January 17, 2012 by YinYang 7 Comments

Zhang Weiwei was a translator to former Chinese leader, Deng Xiaoping. We have a prior article (translated from Chinese) of his arguing there is a progression for which ‘democracy’ can be achieved, but more than that, China should borrow and adapt practices that are useful for China’s own conditions. In this interview (use this link if the embedded video below doesn’t show) with Al Jazeera (h/t Ray), Zhang provides a ‘Chinese’ response to strongly held notions in the West about “multi-party democracy,” explains how China is advancing her ‘model’ through localized experimentation, and details what he means by the ‘civilization state.’ (See also Martin Jacques.)


Filed Under: Opinion, Philosophy, politics Tagged With: democracy, zhang weiwei

Reader Interactions

Comments

  1. Polish translations says

    January 20, 2012 at 3:10 am

    Very interesting

  2. William says

    January 20, 2012 at 8:28 am

    Zhang Weiwei is a charlatan of the highest order. Not only does his politicking compromise his position as a freelance interpreter who is supposed to be neutral – he continues to work for the UN in Geneva and elsewhere – but his main selling point seems to be “I was in the room when Deng met so-and-so”. Yes he was, translating a mostly scripted exchange of national positions. He wasn’t part of any decision-making process, and has no claim to any greater insight than the rest of us. Intellectually his arguments aren’t worth much – his “so which other country’s system would you import into China instead?” rebuttal is, frankly, preposterous, and he’s only really paid any attention to by media, not (real) academics.

  3. zack says

    January 20, 2012 at 10:22 pm

    goes without saying but i liked how Zhang Wei Wei handled the interview; it was almost amusing seeing how persistent the interviewer was in expecting China’s government to conform to Western standards and moulds-amusing considering his boss the emir of Qatar leads an autocratic monarchy-whereas China’s government is a modern people’s Republic based on meritocracy and specialists

  4. Ray says

    January 21, 2012 at 9:43 am

    @zack
    Good point.
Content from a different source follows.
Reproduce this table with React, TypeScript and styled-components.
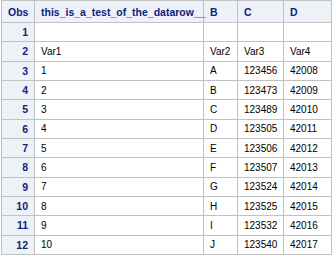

As long as the absolute monarchies are our friends it is ok. If I am Zhang I will ask him when do you think the like of Qatar, UAE, Saudi Arabia, Kuwait etc is going to practice multi party democracy.

  5. zack says

    January 22, 2012 at 1:24 am

    @Ray
    chances are that if Zhang did ask those questions, AJE will edit them out; they’re really no different to any other media mouthpiece, state or private, with an agenda and bias.
    AJE has been criticized for taking a rather partisan role during the libyan civil war, for eg overtly and publicly transmitting Gadaffi loyalist radio messages live on broadcast-which of course, NATO and the rebels would’ve been able to hear.

  6. Ray says

    January 22, 2012 at 9:49 am

    @zack
    The thing with many of those western interviewers (including BBC, CNN etc) like to pretend to be able to ask “tough” questions. However, if you throw one back at them they won’t be able to handle it.

    I believe it might be edited out but most likely they will canned the whole interview.

  7. Allen says

    February 8, 2012 at 2:16 pm

    Here appears to be the transcript of the debate / discussion between Zhang and Fukuyama referenced in the video.

    http://www.digitalnpq.org/archive/2011_fall/13_fukuyamaweiwei.html

    Overall it’s good discussion. Unfortunately, I think Zhang accepted Fukuyama’s assertion without much qualification that Mao is a “bad emperor.”